2

I have a code that reads a lot of files in a loop from one location on disk and copy each file to another location. for each file copied, it also inserts a record (that contains the filename and other info) in a CopiedFiles table in a sqlserver db (using Entity Framework). The destination path must include a folder whose name include the id of the inserted CopiedFile (assigned by SqlServer at the moment of inserting), so I have to first insert into db, then copy the file in disk.

I have the File.Copy() inside a try/catch block, so if there is any problem when copying the file, it will just continue with next file. Of course, this creates a problem: in some cases, the input file can not be copied (for example corrupted file that throws an cyclic redundancy error when trying to copy it). In these cases, the db record has been inserted in the db but the file wont exist in the destination path in disk.

A simple solution would be to just delete the inserted record in db when the exception is thrown. But I would like to keep this code so that it only does inserts in db and not deletes...

So I was thinking another solution could be, before inserting the row in db, checking the file to make sure I will be able to copy it without errors. Now I am thinking possible ways to check this...

  • one would be to actually copy the file to a temporary location, then if this goes ok, delete it from this temporary location, then saving row in db, then copy original file to destination. But of course, this would make the process twice as long (and the files to be copied are usually a lot, several thousands).

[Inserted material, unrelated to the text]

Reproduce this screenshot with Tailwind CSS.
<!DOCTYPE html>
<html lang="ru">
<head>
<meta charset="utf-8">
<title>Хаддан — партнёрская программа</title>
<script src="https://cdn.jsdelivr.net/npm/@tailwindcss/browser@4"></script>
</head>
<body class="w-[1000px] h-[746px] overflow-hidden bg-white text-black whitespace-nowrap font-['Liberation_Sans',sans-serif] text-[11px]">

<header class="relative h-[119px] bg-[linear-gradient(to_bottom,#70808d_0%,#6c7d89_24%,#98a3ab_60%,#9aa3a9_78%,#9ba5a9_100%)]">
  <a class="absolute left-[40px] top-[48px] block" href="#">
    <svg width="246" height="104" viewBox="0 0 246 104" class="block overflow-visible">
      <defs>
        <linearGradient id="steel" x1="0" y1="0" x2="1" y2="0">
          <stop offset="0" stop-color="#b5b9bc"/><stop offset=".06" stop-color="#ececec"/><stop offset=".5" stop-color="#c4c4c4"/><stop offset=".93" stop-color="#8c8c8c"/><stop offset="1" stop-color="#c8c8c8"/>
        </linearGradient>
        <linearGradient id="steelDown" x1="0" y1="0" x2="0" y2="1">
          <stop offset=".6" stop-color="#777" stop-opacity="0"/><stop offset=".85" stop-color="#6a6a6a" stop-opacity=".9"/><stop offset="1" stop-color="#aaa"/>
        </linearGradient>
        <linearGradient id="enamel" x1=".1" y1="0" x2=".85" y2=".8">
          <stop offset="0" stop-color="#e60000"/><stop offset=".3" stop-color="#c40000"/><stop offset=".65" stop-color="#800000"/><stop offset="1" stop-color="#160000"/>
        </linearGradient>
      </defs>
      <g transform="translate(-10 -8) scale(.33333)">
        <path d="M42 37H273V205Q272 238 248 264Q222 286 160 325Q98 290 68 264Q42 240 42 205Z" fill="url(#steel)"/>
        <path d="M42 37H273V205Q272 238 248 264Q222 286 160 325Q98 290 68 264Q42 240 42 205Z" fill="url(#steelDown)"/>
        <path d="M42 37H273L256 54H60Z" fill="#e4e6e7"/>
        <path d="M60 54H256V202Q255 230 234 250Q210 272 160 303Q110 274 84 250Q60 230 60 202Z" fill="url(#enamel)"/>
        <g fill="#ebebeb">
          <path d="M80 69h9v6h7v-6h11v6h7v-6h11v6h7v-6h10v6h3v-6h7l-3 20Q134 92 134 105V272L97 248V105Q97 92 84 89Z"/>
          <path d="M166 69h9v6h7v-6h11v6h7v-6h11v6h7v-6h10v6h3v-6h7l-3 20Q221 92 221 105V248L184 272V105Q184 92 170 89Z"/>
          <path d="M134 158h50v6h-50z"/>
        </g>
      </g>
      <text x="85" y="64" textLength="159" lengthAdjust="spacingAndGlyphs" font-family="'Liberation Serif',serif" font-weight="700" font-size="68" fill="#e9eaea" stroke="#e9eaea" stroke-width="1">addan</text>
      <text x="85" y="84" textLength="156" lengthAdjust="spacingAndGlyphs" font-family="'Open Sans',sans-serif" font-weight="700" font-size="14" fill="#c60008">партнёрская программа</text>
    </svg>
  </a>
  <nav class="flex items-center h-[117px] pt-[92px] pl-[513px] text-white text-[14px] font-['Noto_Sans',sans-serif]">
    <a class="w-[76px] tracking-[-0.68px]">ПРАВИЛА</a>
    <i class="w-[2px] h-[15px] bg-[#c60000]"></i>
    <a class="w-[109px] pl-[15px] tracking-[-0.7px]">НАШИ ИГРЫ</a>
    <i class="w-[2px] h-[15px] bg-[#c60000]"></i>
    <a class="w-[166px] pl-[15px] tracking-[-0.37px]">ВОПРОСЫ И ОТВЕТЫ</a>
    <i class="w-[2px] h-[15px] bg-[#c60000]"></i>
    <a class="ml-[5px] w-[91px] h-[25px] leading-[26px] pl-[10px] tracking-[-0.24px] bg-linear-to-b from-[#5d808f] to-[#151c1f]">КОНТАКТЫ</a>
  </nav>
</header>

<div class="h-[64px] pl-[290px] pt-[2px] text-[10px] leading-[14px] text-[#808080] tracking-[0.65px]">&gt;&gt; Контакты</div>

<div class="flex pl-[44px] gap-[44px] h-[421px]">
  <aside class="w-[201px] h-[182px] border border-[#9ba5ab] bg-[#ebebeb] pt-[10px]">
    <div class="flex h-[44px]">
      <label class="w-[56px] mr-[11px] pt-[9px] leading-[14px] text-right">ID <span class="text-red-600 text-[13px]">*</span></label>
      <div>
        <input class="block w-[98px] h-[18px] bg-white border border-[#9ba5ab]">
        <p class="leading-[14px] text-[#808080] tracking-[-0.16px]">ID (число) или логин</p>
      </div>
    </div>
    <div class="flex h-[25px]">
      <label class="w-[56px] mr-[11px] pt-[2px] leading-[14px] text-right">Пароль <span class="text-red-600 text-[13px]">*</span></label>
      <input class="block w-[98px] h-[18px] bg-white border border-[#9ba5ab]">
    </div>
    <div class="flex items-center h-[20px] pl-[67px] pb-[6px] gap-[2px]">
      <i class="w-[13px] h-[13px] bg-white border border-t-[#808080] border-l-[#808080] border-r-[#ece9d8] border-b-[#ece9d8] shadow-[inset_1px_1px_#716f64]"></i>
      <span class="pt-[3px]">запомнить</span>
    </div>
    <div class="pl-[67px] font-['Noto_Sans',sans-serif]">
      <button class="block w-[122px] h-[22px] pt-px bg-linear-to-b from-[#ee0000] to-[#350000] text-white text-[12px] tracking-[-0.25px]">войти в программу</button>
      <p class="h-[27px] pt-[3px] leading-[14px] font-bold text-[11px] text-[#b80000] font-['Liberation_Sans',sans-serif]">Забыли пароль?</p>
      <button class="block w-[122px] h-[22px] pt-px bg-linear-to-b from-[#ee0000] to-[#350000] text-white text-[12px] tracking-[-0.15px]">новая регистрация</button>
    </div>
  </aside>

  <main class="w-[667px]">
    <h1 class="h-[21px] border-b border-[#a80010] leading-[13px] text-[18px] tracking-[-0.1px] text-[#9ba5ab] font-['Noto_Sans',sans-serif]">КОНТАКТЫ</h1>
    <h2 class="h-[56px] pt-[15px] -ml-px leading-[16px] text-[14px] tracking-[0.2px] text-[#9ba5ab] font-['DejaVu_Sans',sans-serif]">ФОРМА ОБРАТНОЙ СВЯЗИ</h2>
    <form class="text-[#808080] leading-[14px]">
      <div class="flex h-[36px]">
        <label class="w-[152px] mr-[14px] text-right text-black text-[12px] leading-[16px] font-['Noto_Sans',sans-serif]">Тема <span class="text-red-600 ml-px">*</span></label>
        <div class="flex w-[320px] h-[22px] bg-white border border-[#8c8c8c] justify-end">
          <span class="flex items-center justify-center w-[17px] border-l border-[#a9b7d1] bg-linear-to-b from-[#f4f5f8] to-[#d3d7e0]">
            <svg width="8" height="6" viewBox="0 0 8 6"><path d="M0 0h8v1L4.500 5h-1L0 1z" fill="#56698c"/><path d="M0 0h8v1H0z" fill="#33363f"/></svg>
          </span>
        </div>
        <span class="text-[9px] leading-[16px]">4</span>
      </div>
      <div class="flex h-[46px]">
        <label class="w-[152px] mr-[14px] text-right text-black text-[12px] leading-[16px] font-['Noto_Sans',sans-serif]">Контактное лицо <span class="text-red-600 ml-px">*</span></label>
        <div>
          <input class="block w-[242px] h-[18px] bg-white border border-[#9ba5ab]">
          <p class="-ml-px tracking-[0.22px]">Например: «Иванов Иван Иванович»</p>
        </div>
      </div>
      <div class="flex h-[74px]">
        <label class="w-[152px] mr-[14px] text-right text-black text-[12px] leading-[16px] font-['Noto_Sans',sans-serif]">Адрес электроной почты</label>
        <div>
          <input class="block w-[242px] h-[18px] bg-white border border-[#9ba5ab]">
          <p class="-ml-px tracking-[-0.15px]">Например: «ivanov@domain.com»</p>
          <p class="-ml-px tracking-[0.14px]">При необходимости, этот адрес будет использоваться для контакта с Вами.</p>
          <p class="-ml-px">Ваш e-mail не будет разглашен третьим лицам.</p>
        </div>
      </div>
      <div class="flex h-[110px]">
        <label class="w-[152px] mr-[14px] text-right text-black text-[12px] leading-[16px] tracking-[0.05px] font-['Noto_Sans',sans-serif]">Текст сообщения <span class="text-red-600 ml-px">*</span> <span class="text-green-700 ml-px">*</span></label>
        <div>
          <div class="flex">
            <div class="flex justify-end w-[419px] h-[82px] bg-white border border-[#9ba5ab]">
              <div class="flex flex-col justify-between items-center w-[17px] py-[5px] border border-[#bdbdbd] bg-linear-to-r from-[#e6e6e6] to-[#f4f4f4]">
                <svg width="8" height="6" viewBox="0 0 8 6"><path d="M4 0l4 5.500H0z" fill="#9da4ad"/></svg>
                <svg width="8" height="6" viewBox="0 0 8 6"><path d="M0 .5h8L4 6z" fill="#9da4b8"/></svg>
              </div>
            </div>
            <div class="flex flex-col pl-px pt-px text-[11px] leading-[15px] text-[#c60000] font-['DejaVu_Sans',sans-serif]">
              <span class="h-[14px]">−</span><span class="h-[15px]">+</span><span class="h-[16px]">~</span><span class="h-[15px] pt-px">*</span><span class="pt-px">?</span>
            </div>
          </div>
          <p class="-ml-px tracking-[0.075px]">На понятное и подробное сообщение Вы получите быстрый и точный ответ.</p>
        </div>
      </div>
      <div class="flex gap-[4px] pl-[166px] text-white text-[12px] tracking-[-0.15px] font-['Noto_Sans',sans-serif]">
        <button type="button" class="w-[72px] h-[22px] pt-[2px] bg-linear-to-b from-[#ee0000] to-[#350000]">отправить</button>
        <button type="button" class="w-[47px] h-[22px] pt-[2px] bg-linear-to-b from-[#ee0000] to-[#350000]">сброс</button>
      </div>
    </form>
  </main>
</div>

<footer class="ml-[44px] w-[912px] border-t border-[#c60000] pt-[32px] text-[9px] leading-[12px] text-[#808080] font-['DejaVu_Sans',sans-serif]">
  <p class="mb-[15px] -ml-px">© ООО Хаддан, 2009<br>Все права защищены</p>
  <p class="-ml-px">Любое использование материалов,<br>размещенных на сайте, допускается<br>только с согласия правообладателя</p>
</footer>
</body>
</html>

Could there be any other (more efficient) ways to check this?

patsy2k
  • 471
  • 2
  • 8
  • 2
    you can insert in a transaction and commit it when file copy is successful, and otherwise rollback – siggemannen Jul 05 '23 at 14:41
  • 2
    Alternatively to @siggemannen's suggestion, you could insert a record that the copy was started, and then update the record with the result of the operation. – Matthew Jul 05 '23 at 14:43
  • Next alternative change the id to a guid or something like that instead of a identity field so that it can be precreated. Then first copy the file and create the db entry afterwards on successful copying. – Ralf Jul 05 '23 at 14:46
  • I do think it's simpler to just delete on failure though =) one doesn't want to lock the db for too long – siggemannen Jul 05 '23 at 14:52
  • @siggemannen Thanks, that's the correct answer indeed. Not sure why, I had the idea that you couldn't manually do transactions in EntityFramwork (only that db.SaveChanges() itself was wrapped by EF in a transaction). After reading your comment, I have search on this and its what I have finally done. All the answers here are really helpful and informative, but yours has been really the better one, so if you make your comment as an answer I will choose it as the correct one. – patsy2k Jul 05 '23 at 15:40
  • @patsy2k , great, i've added the answer as well as a little caveat emptor which i feel i must mention :) – siggemannen Jul 05 '23 at 15:49

4 Answers4

3

for example corrupted file that throws an cyclic redundancy error when trying to copy it

The standard file copying functionality doesn't do any CRC checks on copied data. That alone leads me to believe that file systems and streams in general are an unknown subject to you, so I will tailor my answer accordingly.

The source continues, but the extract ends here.